[The task]:
Leave the pictures out and retype the lines from the beginning through the line with "import React from", both ends included.

[Stored rows]:

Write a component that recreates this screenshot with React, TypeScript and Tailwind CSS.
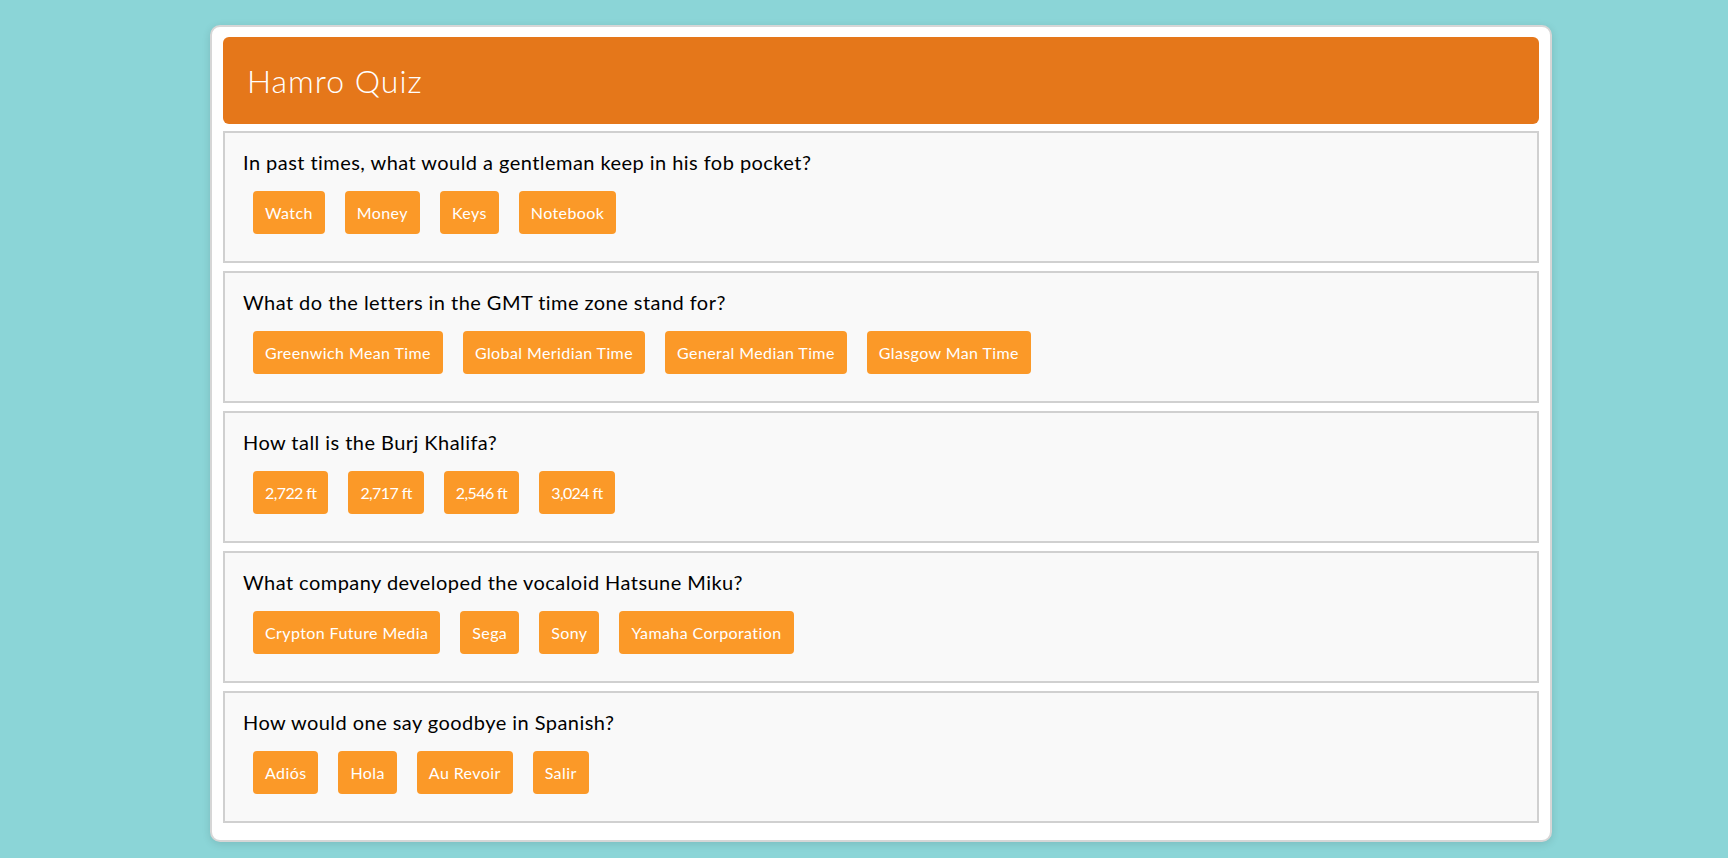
import React from "react";

const questions: { q: string; a: string[]; numeric?: boolean }[] = [
  { q: "In past times, what would a gentleman keep in his fob pocket?", a: ["Watch", "Money", "Keys", "Notebook"] },
  { q: "What do the letters in the GMT time zone stand for?", a: ["Greenwich Mean Time", "Global Meridian Time", "General Median Time", "Glasgow Man Time"] },
  { q: "How tall is the Burj Khalifa?", a: ["2,722 ft", "2,717 ft", "2,546 ft", "3,024 ft"], numeric: true },
  { q: "What company developed the vocaloid Hatsune Miku?", a: ["Crypton Future Media", "Sega", "Sony", "Yamaha Corporation"] },
  { q: "How would one say goodbye in Spanish?", a: ["Adiós", "Hola", "Au Revoir", "Salir"] },
];

export default function App() {
  return (
    <div
      className="w-full h-[858px] bg-[#8bd5d7] pt-[25px] overflow-hidden"
      style={{ fontFamily: "Lato, 'Open Sans', sans-serif" }}
    >
      <div className="ml-[210px] w-[1342px] h-[817px] bg-white rounded-[10px] border-2 border-[#d6d6d6] shadow-[0_2px_8px_rgba(0,0,0,0.12)] px-[11px] pt-[10px] flex flex-col gap-[8px]">
        <div className="h-[87px] bg-[#e5771a] rounded-[6px] flex items-center pl-[24px] mb-[-1px] shrink-0">
          <h1 className="text-[32px] font-light text-white leading-none tracking-[1px]">Hamro Quiz</h1>
        </div>
        {questions.map((item, i) => (
          <div
            key={i}
            className="h-[132px] shrink-0 bg-[#f9f9f9] border-2 border-[#d0d0d0] pl-[18px] pt-[14px]"
          >
            <p className="text-[20px] text-black leading-[30px] tracking-[0.45px]">{item.q}</p>
            <div className="flex gap-[20px] mt-[14px] ml-[10px]">
              {item.a.map((ans) => (
                <button
                  key={ans}
                  className={
                    item.numeric
                      ? "h-[43px] px-[12px] bg-[#fb9928] text-white text-[16px] rounded-[4px] tracking-[-0.6px]"
                      : "h-[43px] px-[12px] bg-[#fb9928] text-white text-[16px] rounded-[4px] tracking-[0.4px]"
                  }
                >
                  {ans}
                </button>
              ))}
            </div>
          </div>
        ))}
      </div>
    </div>
  );
}
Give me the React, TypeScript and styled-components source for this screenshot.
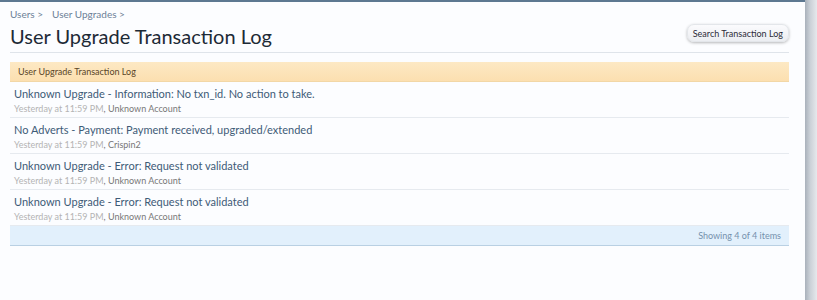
import styled, { createGlobalStyle } from "styled-components";

const GlobalStyle = createGlobalStyle`
  html, body {
    margin: 0;
    padding: 0;
    background: #fcfdff;
  }
  body {
    font-family: Lato, "Liberation Sans", sans-serif;
  }
`;

const Frame = styled.div`
  display: flex;
  height: 300px;
`;

const Main = styled.div`
  width: 805px;
  border-top: 2px solid #5d7891;
  background: #fcfdff;
  padding: 0 16px 0 10px;
  box-sizing: border-box;
`;

const Edge = styled.div`
  width: 12px;
  background: linear-gradient(to right, #a9b1bb, #c9cfd6 40%, #e6e9ec);
`;

const Breadcrumb = styled.div`
  display: flex;
  gap: 9px;
  padding-top: 6px;
  font-size: 10px;
  line-height: 12px;
  color: #6c8197;
`;

const TitleRow = styled.div`
  display: flex;
  align-items: flex-start;
  justify-content: space-between;
  height: 32px;
  border-bottom: 1px solid #dfe4ea;
  margin-bottom: 9px;
`;

const Title = styled.h1`
  margin: 0;
  font-weight: normal;
  font-size: 20px;
  line-height: 28px;
  color: #1d2a36;
  padding-top: 2px;
`;

const Button = styled.button`
  font-family: inherit;
  font-size: 9px;
  color: #2c2c38;
  height: 18px;
  padding: 0 5px;
  border: 1px solid #e3e6ea;
  border-radius: 7px;
  background: linear-gradient(to bottom, #fbfbfd, #eceef2);
  box-shadow: 0 1px 3px rgba(0, 0, 0, 0.28);
  margin-top: 4px;
`;

const HeaderBar = styled.div`
  height: 19px;
  line-height: 19px;
  padding: 0 8px;
  font-size: 9px;
  color: #5a4528;
  background: linear-gradient(to bottom, #fde9c4, #fcdfb0);
  border-bottom: 1px solid #f2d7a6;
`;

const Row = styled.div`
  padding: 4px 4px 1px;
  border-bottom: 1px solid #e6eaef;
`;

const RowTitle = styled.div`
  font-size: 11px;
  line-height: 16px;
  color: #3e5b77;
`;

const Meta = styled.div`
  font-size: 9px;
  line-height: 14px;
  color: #777;
`;

const Time = styled.span`
  color: #b4b4b4;
`;

const Footer = styled.div`
  height: 19px;
  line-height: 19px;
  text-align: right;
  padding: 0 8px;
  font-size: 9px;
  color: #7591ad;
  background: #e2f0fc;
  border-bottom: 1px solid #b9d0e3;
`;

const entries = [
  { title: "Unknown Upgrade - Information: No txn_id. No action to take.", user: "Unknown Account" },
  { title: "No Adverts - Payment: Payment received, upgraded/extended", user: "Crispin2" },
  { title: "Unknown Upgrade - Error: Request not validated", user: "Unknown Account" },
  { title: "Unknown Upgrade - Error: Request not validated", user: "Unknown Account" },
];

export default function App() {
  return (
    <>
      <GlobalStyle />
      <Frame>
        <Main>
          <Breadcrumb>
            <span>Users &gt;</span>
            <span>User Upgrades &gt;</span>
          </Breadcrumb>
          <TitleRow>
            <Title>User Upgrade Transaction Log</Title>
            <Button>Search Transaction Log</Button>
          </TitleRow>
          <HeaderBar>User Upgrade Transaction Log</HeaderBar>
          {entries.map((e, i) => (
            <Row key={i}>
              <RowTitle>{e.title}</RowTitle>
              <Meta>
                <Time>Yesterday at 11:59 PM</Time>, {e.user}
              </Meta>
            </Row>
          ))}
          <Footer>Showing 4 of 4 items</Footer>
        </Main>
        <Edge />
      </Frame>
    </>
  );
}
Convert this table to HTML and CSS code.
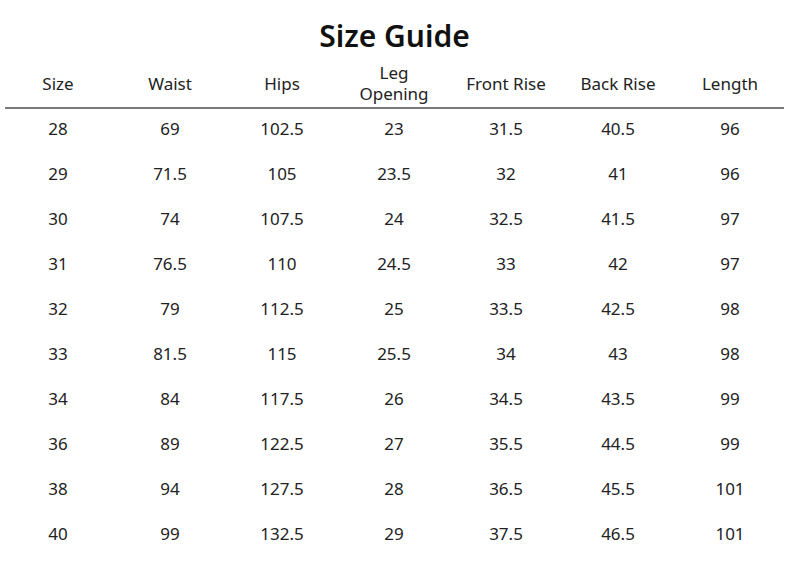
FILE: index.html
```html
<!DOCTYPE html>
<html>
<head>
<meta charset="utf-8">
<link rel="stylesheet" href="styles.css">
</head>
<body>
<h1 class="title">Size Guide</h1>
<div class="table">
  <div class="row head">
    <div class="cell">Size</div>
    <div class="cell">Waist</div>
    <div class="cell">Hips</div>
    <div class="cell">Leg<br>Opening</div>
    <div class="cell">Front Rise</div>
    <div class="cell">Back Rise</div>
    <div class="cell">Length</div>
  </div>
  <div class="rule"></div>
  <div class="rows">
    <div class="row"><div class="cell">28</div><div class="cell">69</div><div class="cell">102.5</div><div class="cell">23</div><div class="cell">31.5</div><div class="cell">40.5</div><div class="cell">96</div></div>
    <div class="row"><div class="cell">29</div><div class="cell">71.5</div><div class="cell">105</div><div class="cell">23.5</div><div class="cell">32</div><div class="cell">41</div><div class="cell">96</div></div>
    <div class="row"><div class="cell">30</div><div class="cell">74</div><div class="cell">107.5</div><div class="cell">24</div><div class="cell">32.5</div><div class="cell">41.5</div><div class="cell">97</div></div>
    <div class="row"><div class="cell">31</div><div class="cell">76.5</div><div class="cell">110</div><div class="cell">24.5</div><div class="cell">33</div><div class="cell">42</div><div class="cell">97</div></div>
    <div class="row"><div class="cell">32</div><div class="cell">79</div><div class="cell">112.5</div><div class="cell">25</div><div class="cell">33.5</div><div class="cell">42.5</div><div class="cell">98</div></div>
    <div class="row"><div class="cell">33</div><div class="cell">81.5</div><div class="cell">115</div><div class="cell">25.5</div><div class="cell">34</div><div class="cell">43</div><div class="cell">98</div></div>
    <div class="row"><div class="cell">34</div><div class="cell">84</div><div class="cell">117.5</div><div class="cell">26</div><div class="cell">34.5</div><div class="cell">43.5</div><div class="cell">99</div></div>
    <div class="row"><div class="cell">36</div><div class="cell">89</div><div class="cell">122.5</div><div class="cell">27</div><div class="cell">35.5</div><div class="cell">44.5</div><div class="cell">99</div></div>
    <div class="row"><div class="cell">38</div><div class="cell">94</div><div class="cell">127.5</div><div class="cell">28</div><div class="cell">36.5</div><div class="cell">45.5</div><div class="cell">101</div></div>
    <div class="row"><div class="cell">40</div><div class="cell">99</div><div class="cell">132.5</div><div class="cell">29</div><div class="cell">37.5</div><div class="cell">46.5</div><div class="cell">101</div></div>
  </div>
</div>
</body>
</html>
```
FILE: styles.css
```css
html, body {
  margin: 0;
  padding: 0;
  background: #ffffff;
}
body {
  width: 789px;
  height: 581px;
  font-family: "Noto Sans", "Open Sans", sans-serif;
  color: #222222;
  overflow: hidden;
}
.title {
  margin: 0;
  padding-top: 13px;
  height: 46px;
  font-size: 30px;
  line-height: 46px;
  font-weight: 600;
  text-align: center;
  color: #111111;
}
.table {
  padding-left: 2px;
}
.row {
  display: grid;
  grid-template-columns: repeat(7, 112px);
  height: 45px;
  align-items: center;
}
.row.head {
  height: 48px;
}
.rows {
  margin-top: -3px;
}
.cell {
  text-align: center;
  font-size: 17px;
  line-height: 21px;
}
.rule {
  margin-left: 3px;
  width: 779px;
  height: 2px;
  background: #7a7a7a;
}
```
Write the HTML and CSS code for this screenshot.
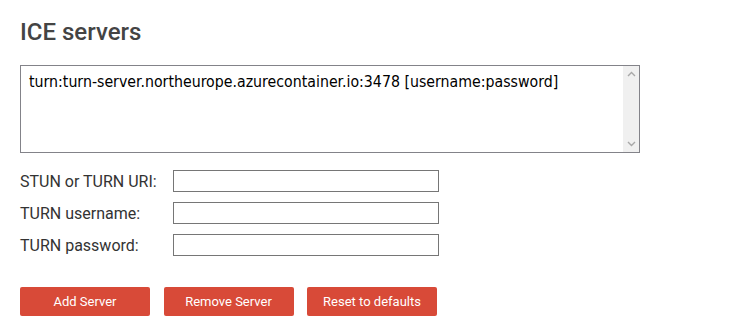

[The output]:
Write a component that recreates this screenshot with React, TypeScript and Tailwind CSS.
import React from "react";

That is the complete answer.